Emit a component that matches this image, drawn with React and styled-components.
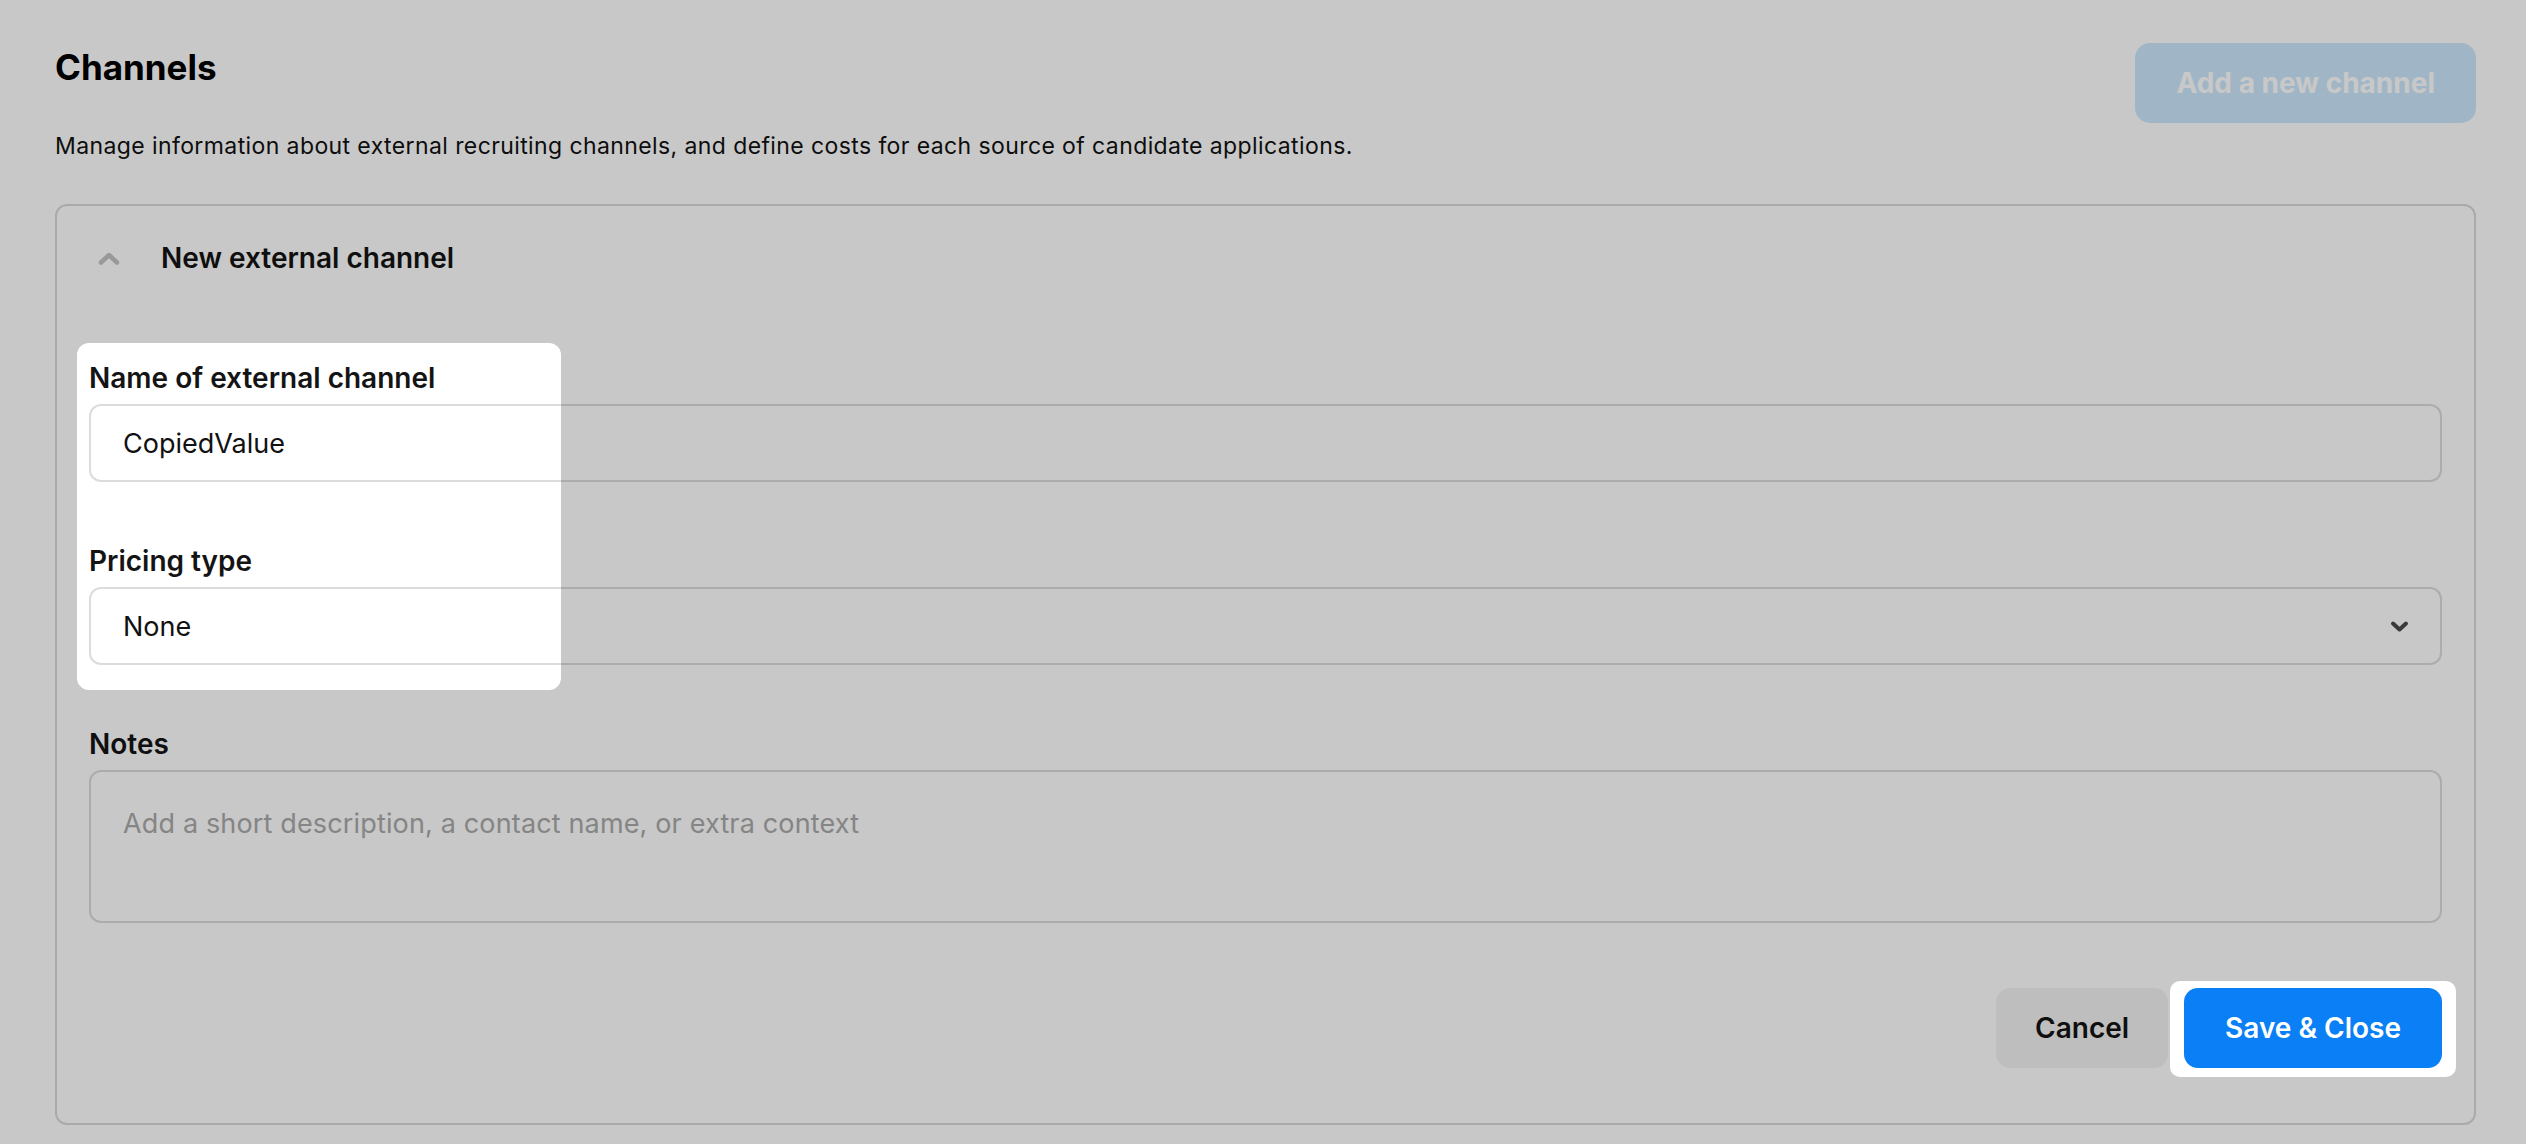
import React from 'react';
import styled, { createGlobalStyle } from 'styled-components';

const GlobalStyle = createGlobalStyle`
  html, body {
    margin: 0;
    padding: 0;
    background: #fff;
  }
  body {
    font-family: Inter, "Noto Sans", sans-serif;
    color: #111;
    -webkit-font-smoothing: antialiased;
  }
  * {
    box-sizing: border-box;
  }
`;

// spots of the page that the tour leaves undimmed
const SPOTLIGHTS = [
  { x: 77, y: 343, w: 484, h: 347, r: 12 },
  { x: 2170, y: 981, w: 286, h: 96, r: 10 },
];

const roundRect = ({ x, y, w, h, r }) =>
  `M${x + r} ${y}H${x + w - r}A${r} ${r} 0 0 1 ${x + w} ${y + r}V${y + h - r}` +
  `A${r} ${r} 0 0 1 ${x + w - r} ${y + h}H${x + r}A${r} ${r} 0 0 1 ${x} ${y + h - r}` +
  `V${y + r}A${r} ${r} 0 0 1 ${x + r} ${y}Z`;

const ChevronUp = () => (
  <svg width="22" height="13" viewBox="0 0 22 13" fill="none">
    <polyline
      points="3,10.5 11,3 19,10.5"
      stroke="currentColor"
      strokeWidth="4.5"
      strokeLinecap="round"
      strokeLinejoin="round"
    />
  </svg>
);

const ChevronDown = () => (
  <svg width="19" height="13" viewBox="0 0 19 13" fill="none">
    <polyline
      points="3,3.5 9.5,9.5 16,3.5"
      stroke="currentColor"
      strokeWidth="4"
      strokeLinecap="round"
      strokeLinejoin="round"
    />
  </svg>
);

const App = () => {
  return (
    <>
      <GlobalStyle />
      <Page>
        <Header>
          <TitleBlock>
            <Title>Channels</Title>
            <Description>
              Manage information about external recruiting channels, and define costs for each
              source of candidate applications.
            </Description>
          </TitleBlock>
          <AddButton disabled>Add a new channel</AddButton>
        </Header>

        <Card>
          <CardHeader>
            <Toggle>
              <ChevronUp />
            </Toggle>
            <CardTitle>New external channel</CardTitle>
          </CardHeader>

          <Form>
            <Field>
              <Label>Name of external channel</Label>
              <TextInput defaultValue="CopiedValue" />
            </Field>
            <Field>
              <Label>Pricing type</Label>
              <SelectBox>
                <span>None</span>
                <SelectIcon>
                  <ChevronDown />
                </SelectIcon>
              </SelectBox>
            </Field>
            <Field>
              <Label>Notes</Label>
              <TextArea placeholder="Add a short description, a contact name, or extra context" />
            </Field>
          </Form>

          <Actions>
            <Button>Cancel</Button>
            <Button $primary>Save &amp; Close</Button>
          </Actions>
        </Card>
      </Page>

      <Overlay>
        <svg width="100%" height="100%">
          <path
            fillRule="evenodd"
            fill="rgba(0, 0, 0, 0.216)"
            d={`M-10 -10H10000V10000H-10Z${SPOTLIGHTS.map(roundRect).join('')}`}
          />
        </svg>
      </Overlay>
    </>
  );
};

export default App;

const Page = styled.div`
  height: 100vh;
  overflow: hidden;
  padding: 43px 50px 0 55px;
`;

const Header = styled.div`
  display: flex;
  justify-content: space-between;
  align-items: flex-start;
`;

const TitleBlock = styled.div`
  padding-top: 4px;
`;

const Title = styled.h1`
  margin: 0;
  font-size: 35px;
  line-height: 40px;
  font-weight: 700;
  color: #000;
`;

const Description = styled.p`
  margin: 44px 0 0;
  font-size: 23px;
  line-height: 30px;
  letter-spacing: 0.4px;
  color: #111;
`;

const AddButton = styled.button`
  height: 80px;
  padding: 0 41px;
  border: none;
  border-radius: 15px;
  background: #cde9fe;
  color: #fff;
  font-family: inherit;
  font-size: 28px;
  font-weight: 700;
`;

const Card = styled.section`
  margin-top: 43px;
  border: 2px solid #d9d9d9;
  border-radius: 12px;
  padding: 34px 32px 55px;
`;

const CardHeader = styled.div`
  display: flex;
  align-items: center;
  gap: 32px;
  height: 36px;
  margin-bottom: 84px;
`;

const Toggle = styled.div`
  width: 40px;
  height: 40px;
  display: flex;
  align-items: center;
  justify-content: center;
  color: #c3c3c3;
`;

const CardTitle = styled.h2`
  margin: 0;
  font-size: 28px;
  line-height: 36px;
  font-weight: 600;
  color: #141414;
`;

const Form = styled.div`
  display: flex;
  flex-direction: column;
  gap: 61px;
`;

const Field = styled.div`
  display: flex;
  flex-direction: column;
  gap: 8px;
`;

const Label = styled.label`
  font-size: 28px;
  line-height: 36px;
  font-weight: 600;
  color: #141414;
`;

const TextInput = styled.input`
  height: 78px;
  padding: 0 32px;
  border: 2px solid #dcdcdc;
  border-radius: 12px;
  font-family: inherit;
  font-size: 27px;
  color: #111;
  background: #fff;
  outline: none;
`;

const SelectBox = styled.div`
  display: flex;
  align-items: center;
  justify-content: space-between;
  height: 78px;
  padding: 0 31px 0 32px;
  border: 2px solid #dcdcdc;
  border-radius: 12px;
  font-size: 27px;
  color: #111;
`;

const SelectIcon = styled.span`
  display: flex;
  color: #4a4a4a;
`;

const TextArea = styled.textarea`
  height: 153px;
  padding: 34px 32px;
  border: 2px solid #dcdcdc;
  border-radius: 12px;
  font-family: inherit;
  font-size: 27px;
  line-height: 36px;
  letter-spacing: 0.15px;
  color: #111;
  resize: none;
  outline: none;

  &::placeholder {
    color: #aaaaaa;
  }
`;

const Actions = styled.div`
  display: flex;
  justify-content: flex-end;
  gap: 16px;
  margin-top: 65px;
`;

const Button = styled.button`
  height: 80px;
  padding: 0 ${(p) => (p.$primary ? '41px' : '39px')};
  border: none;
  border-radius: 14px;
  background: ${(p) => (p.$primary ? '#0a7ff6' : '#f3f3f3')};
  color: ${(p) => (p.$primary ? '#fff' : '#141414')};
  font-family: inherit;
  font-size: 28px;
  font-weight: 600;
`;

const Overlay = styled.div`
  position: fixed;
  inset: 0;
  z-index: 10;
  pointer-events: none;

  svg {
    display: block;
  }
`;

GIVEN EXERCISE » Extract the full listing above verbatim; pictures are to be left out of the copy.

OUTPUT OF THE TASK »
Emit a component that matches this image, drawn with React and styled-components.
import React from 'react';
import styled, { createGlobalStyle } from 'styled-components';

const GlobalStyle = createGlobalStyle`
  html, body {
    margin: 0;
    padding: 0;
    background: #fff;
  }
  body {
    font-family: Inter, "Noto Sans", sans-serif;
    color: #111;
    -webkit-font-smoothing: antialiased;
  }
  * {
    box-sizing: border-box;
  }
`;

// spots of the page that the tour leaves undimmed
const SPOTLIGHTS = [
  { x: 77, y: 343, w: 484, h: 347, r: 12 },
  { x: 2170, y: 981, w: 286, h: 96, r: 10 },
];

const roundRect = ({ x, y, w, h, r }) =>
  `M${x + r} ${y}H${x + w - r}A${r} ${r} 0 0 1 ${x + w} ${y + r}V${y + h - r}` +
  `A${r} ${r} 0 0 1 ${x + w - r} ${y + h}H${x + r}A${r} ${r} 0 0 1 ${x} ${y + h - r}` +
  `V${y + r}A${r} ${r} 0 0 1 ${x + r} ${y}Z`;

const ChevronUp = () => (
  <svg width="22" height="13" viewBox="0 0 22 13" fill="none">
    <polyline
      points="3,10.5 11,3 19,10.5"
      stroke="currentColor"
      strokeWidth="4.5"
      strokeLinecap="round"
      strokeLinejoin="round"
    />
  </svg>
);

const ChevronDown = () => (
  <svg width="19" height="13" viewBox="0 0 19 13" fill="none">
    <polyline
      points="3,3.5 9.5,9.5 16,3.5"
      stroke="currentColor"
      strokeWidth="4"
      strokeLinecap="round"
      strokeLinejoin="round"
    />
  </svg>
);

const App = () => {
  return (
    <>
      <GlobalStyle />
      <Page>
        <Header>
          <TitleBlock>
            <Title>Channels</Title>
            <Description>
              Manage information about external recruiting channels, and define costs for each
              source of candidate applications.
            </Description>
          </TitleBlock>
          <AddButton disabled>Add a new channel</AddButton>
        </Header>

        <Card>
          <CardHeader>
            <Toggle>
              <ChevronUp />
            </Toggle>
            <CardTitle>New external channel</CardTitle>
          </CardHeader>

          <Form>
            <Field>
              <Label>Name of external channel</Label>
              <TextInput defaultValue="CopiedValue" />
            </Field>
            <Field>
              <Label>Pricing type</Label>
              <SelectBox>
                <span>None</span>
                <SelectIcon>
                  <ChevronDown />
                </SelectIcon>
              </SelectBox>
            </Field>
            <Field>
              <Label>Notes</Label>
              <TextArea placeholder="Add a short description, a contact name, or extra context" />
            </Field>
          </Form>

          <Actions>
            <Button>Cancel</Button>
            <Button $primary>Save &amp; Close</Button>
          </Actions>
        </Card>
      </Page>

      <Overlay>
        <svg width="100%" height="100%">
          <path
            fillRule="evenodd"
            fill="rgba(0, 0, 0, 0.216)"
            d={`M-10 -10H10000V10000H-10Z${SPOTLIGHTS.map(roundRect).join('')}`}
          />
        </svg>
      </Overlay>
    </>
  );
};

export default App;

const Page = styled.div`
  height: 100vh;
  overflow: hidden;
  padding: 43px 50px 0 55px;
`;

const Header = styled.div`
  display: flex;
  justify-content: space-between;
  align-items: flex-start;
`;

const TitleBlock = styled.div`
  padding-top: 4px;
`;

const Title = styled.h1`
  margin: 0;
  font-size: 35px;
  line-height: 40px;
  font-weight: 700;
  color: #000;
`;

const Description = styled.p`
  margin: 44px 0 0;
  font-size: 23px;
  line-height: 30px;
  letter-spacing: 0.4px;
  color: #111;
`;

const AddButton = styled.button`
  height: 80px;
  padding: 0 41px;
  border: none;
  border-radius: 15px;
  background: #cde9fe;
  color: #fff;
  font-family: inherit;
  font-size: 28px;
  font-weight: 700;
`;

const Card = styled.section`
  margin-top: 43px;
  border: 2px solid #d9d9d9;
  border-radius: 12px;
  padding: 34px 32px 55px;
`;

const CardHeader = styled.div`
  display: flex;
  align-items: center;
  gap: 32px;
  height: 36px;
  margin-bottom: 84px;
`;

const Toggle = styled.div`
  width: 40px;
  height: 40px;
  display: flex;
  align-items: center;
  justify-content: center;
  color: #c3c3c3;
`;

const CardTitle = styled.h2`
  margin: 0;
  font-size: 28px;
  line-height: 36px;
  font-weight: 600;
  color: #141414;
`;

const Form = styled.div`
  display: flex;
  flex-direction: column;
  gap: 61px;
`;

const Field = styled.div`
  display: flex;
  flex-direction: column;
  gap: 8px;
`;

const Label = styled.label`
  font-size: 28px;
  line-height: 36px;
  font-weight: 600;
  color: #141414;
`;

const TextInput = styled.input`
  height: 78px;
  padding: 0 32px;
  border: 2px solid #dcdcdc;
  border-radius: 12px;
  font-family: inherit;
  font-size: 27px;
  color: #111;
  background: #fff;
  outline: none;
`;

const SelectBox = styled.div`
  display: flex;
  align-items: center;
  justify-content: space-between;
  height: 78px;
  padding: 0 31px 0 32px;
  border: 2px solid #dcdcdc;
  border-radius: 12px;
  font-size: 27px;
  color: #111;
`;

const SelectIcon = styled.span`
  display: flex;
  color: #4a4a4a;
`;

const TextArea = styled.textarea`
  height: 153px;
  padding: 34px 32px;
  border: 2px solid #dcdcdc;
  border-radius: 12px;
  font-family: inherit;
  font-size: 27px;
  line-height: 36px;
  letter-spacing: 0.15px;
  color: #111;
  resize: none;
  outline: none;

  &::placeholder {
    color: #aaaaaa;
  }
`;

const Actions = styled.div`
  display: flex;
  justify-content: flex-end;
  gap: 16px;
  margin-top: 65px;
`;

const Button = styled.button`
  height: 80px;
  padding: 0 ${(p) => (p.$primary ? '41px' : '39px')};
  border: none;
  border-radius: 14px;
  background: ${(p) => (p.$primary ? '#0a7ff6' : '#f3f3f3')};
  color: ${(p) => (p.$primary ? '#fff' : '#141414')};
  font-family: inherit;
  font-size: 28px;
  font-weight: 600;
`;

const Overlay = styled.div`
  position: fixed;
  inset: 0;
  z-index: 10;
  pointer-events: none;

  svg {
    display: block;
  }
`;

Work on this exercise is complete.